Не исключено, что к страстному желанию воевать примешивались и соображения сугубо житейские. Война грянула в тот момент, когда Унгерн окончательно оказался не у дел, и разом сняла все проблемы. Отставной сотник, тридцатилетний неудачник без семьи, без профессии, с туманными планами на будущее, он должен был страдать от неудовлетворенного честолюбия и сознания стремительно уходящей молодости. Война открыла перед ним новые перспективы.
19 июля, на второй день всеобщей мобилизации, Унгерн был зачислен в 34-й полк Донского казачьего войска. Эрнст Унгерн-Штернберг сообщает, что его кузен воевал в составе несчастной 2-й армии Самсонова, был ранен, но окружения и плена сумел избежать. Впрочем, все сведения о том, где и как провел он первые месяцы войны, проверке не поддаются. Его послужной список за это время не сохранился. Известно лишь, что с начала декабря 1914 года, выйдя из госпиталя, он воевал в 1-м Нерчинском полку и вновь, как в Даурии, носил на мундире желтые цвета забайкальского казачества. В том же полку командиром сотни, а затем полковым адъютантом служил Григорий Семенов; тогда Унгерн с ним и подружился. Будущий атаман был пятью годами младше, но в этой паре ему всегда принадлежала роль старшего.

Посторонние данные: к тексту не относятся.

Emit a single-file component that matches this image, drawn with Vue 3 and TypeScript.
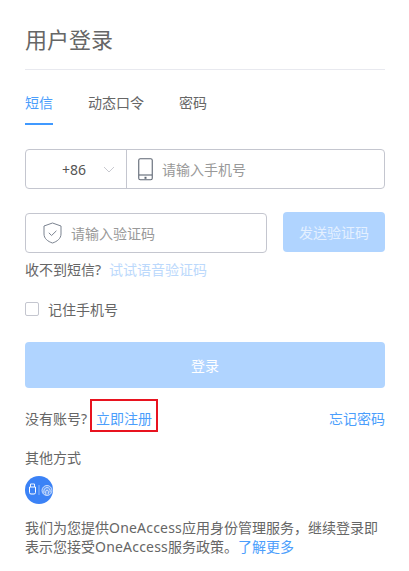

Нерчинский полк входил в 10-ю Уссурийскую дивизию. Весной и летом 1915 года, во время “великого отступления”, она составляла конный резерв 5-й армии Западного фронта и “моталась”, как вспоминал Семенов, по “угрожаемым участкам”, прикрывая отходящую на восток пехоту. Нередко казакам приходилось контратаковать в пешем строю. Однажды Унгерна ранило, когда он собственноручно перерезал колючую проволоку перед вражескими позициями, для чего нужно было находиться в первых рядах атакующих. Потеряв сознание, он повис на проволочных заграждениях и остался бы там висеть, если бы не любовь к нему казаков, рисковавших жизнью ради его спасения.

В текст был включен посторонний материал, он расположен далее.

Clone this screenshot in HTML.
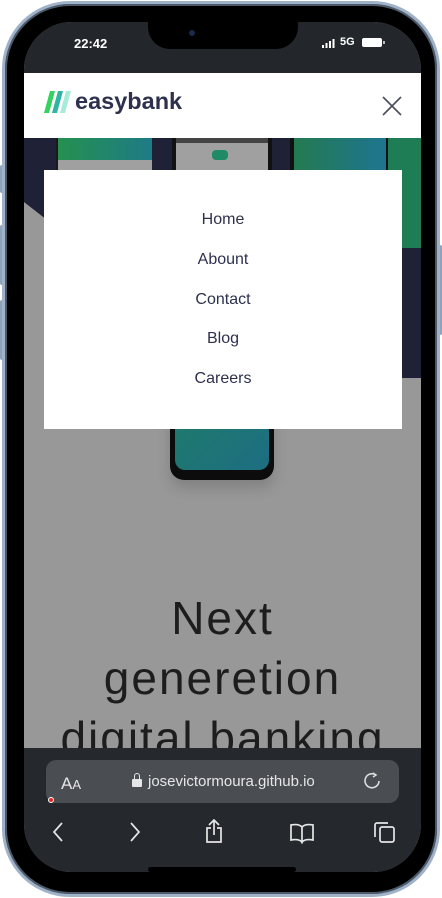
<!DOCTYPE html>
<html><head><meta charset="utf-8"><style>
*{margin:0;padding:0;box-sizing:border-box}
body{width:442px;height:898px;background:#fff;position:relative;overflow:hidden;font-family:"Liberation Sans",sans-serif}
.phone{position:absolute;left:2px;top:1px;width:438px;height:896px;border-radius:68px;background:#000;border:3px solid #9fb2c8;box-shadow:inset 0 0 0 2px #4c5a6a}
.btn{position:absolute;width:4px;background:#8ea3bb;border-radius:2px}
.screen{position:absolute;left:24px;top:22px;width:397px;height:850px;border-radius:48px;overflow:hidden;background:#989898}
.abs{position:absolute}
</style></head><body>
<div class="btn" style="left:0;top:165px;height:28px"></div>
<div class="btn" style="left:0;top:225px;height:60px"></div>
<div class="btn" style="left:0;top:300px;height:60px"></div>
<div class="btn" style="left:438px;top:245px;height:90px"></div>
<div class="phone"></div>
<div class="screen">
  <div class="abs" style="left:0;top:0;width:397px;height:51px;background:#23272b"></div>
  <div class="abs" style="left:124px;top:0;width:150px;height:27px;background:#000;border-radius:0 0 22px 22px"></div>
  <div class="abs" style="left:165px;top:8px;width:6px;height:6px;border-radius:50%;background:#1a2a4a"></div>
  <div class="abs" style="left:50px;top:14px;color:#fff;font-weight:bold;font-size:13px">22:42</div>
  <svg class="abs" style="left:298px;top:17px" width="14" height="9"><rect x="0" y="6" width="2" height="3" fill="#fff"/><rect x="3.5" y="4" width="2" height="5" fill="#fff"/><rect x="7" y="2" width="2" height="7" fill="#fff"/><rect x="10.5" y="0" width="2" height="9" fill="#fff"/></svg>
  <div class="abs" style="left:316px;top:14px;color:#fff;font-weight:bold;font-size:11px">5G</div>
  <div class="abs" style="left:338px;top:16px;width:20px;height:9px;background:#fff;border-radius:2px"></div>
  <div class="abs" style="left:359px;top:19px;width:2px;height:3px;background:#bbb"></div>
  <div class="abs" style="left:0;top:51px;width:397px;height:65px;background:#fff"></div>
  <svg class="abs" style="left:20px;top:69px" width="30" height="22" viewBox="0 0 30 22"><path d="M6 0h5L5 22H0z" fill="#33d35e"/><path d="M14 0h5L13 22H8z" fill="#2fb6a0"/><path d="M22 0h5L21 22h-5z" fill="#a8ecd8"/></svg>
  <div class="abs" style="left:51px;top:66px;font-size:23.5px;font-weight:bold;color:#2d314d">easybank</div>
  <svg class="abs" style="left:358px;top:74px" width="20" height="20"><path d="M1 1L19 19M19 1L1 19" stroke="#4a4e5a" stroke-width="1.6"/></svg>
  <div class="abs" style="left:0;top:116px;width:397px;height:240px;background:#1f2137"></div>
  <div class="abs" style="left:0;top:180px;width:250px;height:200px;background:#989898;transform:skewY(38deg);transform-origin:0 0"></div>
  <div class="abs" style="left:340px;top:116px;width:57px;height:110px;background:#1e7d55;border-radius:0 0 0 30px"></div>
  <div class="abs" style="left:32px;top:116px;width:96px;height:40px;background:#1a1a1a"></div>
  <div class="abs" style="left:34px;top:116px;width:94px;height:22px;background:linear-gradient(90deg,#25904f,#1e7b86)"></div>
  <div class="abs" style="left:34px;top:138px;width:94px;height:18px;background:#a0a0a0"></div>
  <div class="abs" style="left:148px;top:116px;width:100px;height:40px;background:#111"></div>
  <div class="abs" style="left:152px;top:116px;width:92px;height:40px;background:#a0a0a0"></div>
  <div class="abs" style="left:152px;top:116px;width:92px;height:5px;background:#444"></div>
  <div class="abs" style="left:188px;top:128px;width:16px;height:10px;border-radius:4px;background:#1e8a66"></div>
  <div class="abs" style="left:266px;top:116px;width:98px;height:40px;background:#111"></div>
  <div class="abs" style="left:270px;top:116px;width:92px;height:40px;background:linear-gradient(90deg,#247a50,#1e7590)"></div>
  <div class="abs" style="left:146px;top:360px;width:104px;height:98px;background:#0c0c0c;border-radius:0 0 14px 14px;box-shadow:0 8px 14px rgba(0,0,0,.15)"></div>
  <div class="abs" style="left:151px;top:360px;width:94px;height:88px;background:linear-gradient(135deg,#1f7c66,#1d6e82);border-radius:0 0 10px 10px"></div>
  <div class="abs" style="left:20px;top:148px;width:358px;height:259px;background:#fff;text-align:center;font-size:16px;color:#2d314d;line-height:39.8px;padding-top:30px">Home<br>Abount<br>Contact<br>Blog<br>Careers</div>
  <div class="abs" style="left:-20px;top:566px;width:437px;text-align:center;font-size:46px;line-height:60px;color:#1d1d1d;letter-spacing:2px">Next<br>generetion<br>digital banking</div>
  <div class="abs" style="left:0;top:726px;width:397px;height:124px;background:#25282c"></div>
  <div class="abs" style="left:22px;top:738px;width:353px;height:43px;background:#4a4d52;border-radius:10px"></div>
  <div class="abs" style="left:37px;top:752px;color:#e6e6e6;font-size:17px">A<span style="font-size:13px">A</span></div>
  <div class="abs" style="left:108px;top:757px;width:10px;height:8px;background:#e6e6e6;border-radius:1px"></div>
  <div class="abs" style="left:110px;top:751px;width:6px;height:8px;border:1.5px solid #e6e6e6;border-radius:3px 3px 0 0"></div>
  <div class="abs" style="left:124px;top:751px;color:#e6e6e6;font-size:15px">josevictormoura.github.io</div>
  <svg class="abs" style="left:340px;top:750px" width="18" height="18"><path d="M12 3A7 7 0 1 0 15 9" stroke="#ddd" stroke-width="1.6" fill="none"/><path d="M9 1l3 2-3 2" stroke="#ddd" stroke-width="1.5" fill="none"/></svg>
  <div class="abs" style="left:24px;top:775px;width:6px;height:6px;border-radius:50%;background:#e22;border:1px solid #fff"></div>
  <svg class="abs" style="left:26px;top:797px" width="360" height="26" fill="none" stroke="#e6e6e6" stroke-width="1.7">
    <path d="M12 4L4 13l8 9"/>
    <path d="M81 4l8 9-8 9"/>
    <path d="M161 9h-4v14h14V9h-4M164 2v14M159 6l5-5 5 5"/>
    <path d="M241 6c5-1 9 0 11 2v15c-2-2-6-3-11-2zM263 6c-5-1-9 0-11 2v15c2-2 6-3 11-2z"/>
    <rect x="330" y="8" width="14" height="15" rx="2"/>
    <path d="M325 18V6a2 2 0 0 1 2-2h11"/>
  </svg>
  <div class="abs" style="left:124px;top:845px;width:148px;height:5px;border-radius:3px;background:#000"></div>
</div>
</body></html>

В 1916 году уссурийцев перебросили на Юго-Западный фронт, в Карпаты. В то время начальником дивизии был генерал-майор Крымов, через год покончивший с собой после неудачи корниловского выступления, а командиром Нерчинского полка – полковник Врангель, будущий преемник Деникина, главком Русской армии. В мемуарах он отзывается об Унгерне без симпатии, даже, пожалуй, с неприязнью. Для него это был “тип партизана-любителя, охотника-следопыта из романов Майн-Рида”. Всегда “оборванный и грязный”, барон спал на полу среди казаков своей сотни и ел с ними из одного котла. На Врангеля он производил впечатление человека, который, “будучи воспитан в условиях культурного достатка”, совершенно “отрешился” от норм породившей его среды. Полковой командир тщетно “пытался пробудить в нем сознание необходимости принять хоть внешний офицерский облик”.